Ruptures, ça dure encore s’t’affaire ?

En tractant lors des manifestations contre la réforme des retraites, c’est la question que certains d’entre vous nous ont posé. Alors pour tous ceux qui se posent la même question : nous avons le regret de vous annoncer que oui ça dure ! Et plus que jamais ! En guise d’introduction à cette anthologie des textes que nous avons publié jusqu’à maintenant, voici donc quelques lignes de présentation.

Le collectif Ruptures est né suite à la mise en place du pass sanitaire. A l’époque, nous ne nous retrouvions ni entièrement dans les textes et slogans des manifs contre le pass sanitaire, ni dans le silence de nos camarades de gauche. Nous avons donc décidé avec joie et engouement de faire rupture, de porter une voix différente : la nôtre. Pour élaborer cette voix collective et déterminer nos modes d’action, nous nous sommes réunis régulièrement, nous avons organisé des conférences-débats, nous avons publié un petit journal de quatre pages, La nouvelle vague. Nous sommes aussi allés à la rencontre d’autres collectifs en résistance contre le pass sanitaire : nous avons ainsi rencontré des soignants en lutte pour leur réintégration à l’hôpital, nous sommes allés prendre un café avec des bibliothécaires refusant de jouer les vigiles à l’entrée de leur lieu de travail, nous avons passé des samedis matin sur le rond-point Pierre et Marie Curie avec des Gilets Jaunes, nous avons rencontré d’autres collectifs opposés à l’emprise du numérique sur nos vies, comme la Quadrature du Net ou Écran Total.

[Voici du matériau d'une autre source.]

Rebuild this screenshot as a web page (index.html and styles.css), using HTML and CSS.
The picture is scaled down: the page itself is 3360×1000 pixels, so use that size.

Aujourd’hui, même si le pass sanitaire est aboli, la révolte qui nous a rassemblés nous semble toujours d’actualité. Nous continuons notre lutte contre le maillage technologique toujours plus serré sur nos vies, contre les ravages environnementaux et sociaux du capitalisme, contre l’autoritarisme du pouvoir. Nous essayons d’extirper le refoulé, l’oubli, la soumission et de provoquer débats, mises en mouvements et combats politiques. Nous relions des faits qui peuvent sembler disparates mais nous semblent pertinents pour comprendre la société dans laquelle nous vivons. Nous cherchons la petite bête, les gros cailloux et les baleines sous les graviers. Nous parlons de notre société et de ses crises, de ses errements et de nos combats. Nous ne nous refusons aucun sujet, qu’il soit « d’actualité » ou complètement « has been » : le nucléarisme français à tout prix, l’emprise des biotechnologies sur nos corps, les pandémies de cancer ou d’obésité, les méfaits de la société industrielle, l’incarcération de nos vies dans des prisons numériques, le prix social et écologique du « confort moderne », les enjeux autour de l’augmentation de l’espérance de vie en bonne santé, le tabou de la mort, l’impérialisme militaire et économique, les dangers de la technoscience…

En choisissant volontairement de promouvoir une parole libre, qui plus est sur ce(s) sujet(s) aussi sensible(s) en pleine période du covid, nous ne nous sommes pas fait que des amis ! Mais nous assumons : nous préférons diffuser des analyses qui nous semblent justes que de nous soumettre au suivisme ambiant. Car, sans débat, sans pensée critique, sans prise de position et engagement dans la réalité effective des luttes, il n’y a plus de politique. Et c’est peut-être cela aussi ce qui nous anime à Ruptures : nous refusons de laisser les experts autoproclamés remplacer l’acte politique par le fait technique, que cela soit au sommet de l’État comme dans nos vies quotidiennes.

Ruptures est, pour nous, un espace de liberté à Grenoble. À travers cette anthologie, regroupant la plupart de nos papiers (1), nous souhaitons vous faire partager un peu de cet espace de liberté que nous nous sommes aménagé. Vous pourrez vous replonger dans les sujets que nous avons esquissés, qui restent pertinents même sans covid, et qui continuent de nous turlupiner. Vous y retrouverez nos pronostics qui, pour certains, se sont révélés faux, et vous aurez un aperçu des quelques actions menées par le collectif dans l’arène publique.

Notre collectif n’est pas clos : vous pouvez le rejoindre ou le transposer ailleurs. Publier, tracter, ouvrir le débat, se mettre en mouvement… nous espérons que cette anthologie provoquera en vous de nouvelles envies ou confortera les anciennes. Pour notre part, dans un monde qui ne fait pas de cadeau à la pratique politique autonome et à la pensée subversive, cela nous fait du bien d’apprendre qu’il y a d’autres collectifs, d’autres associations et d’autres individus qui ne baissent pas les bras.

Ruptures, Mai 2023

(1) La nouvelle vague, imprimée à 500 ou 1000 exemplaires en fonction des numéros, est distribuée gratuitement dans des lieux publics et lors de tractages en ville.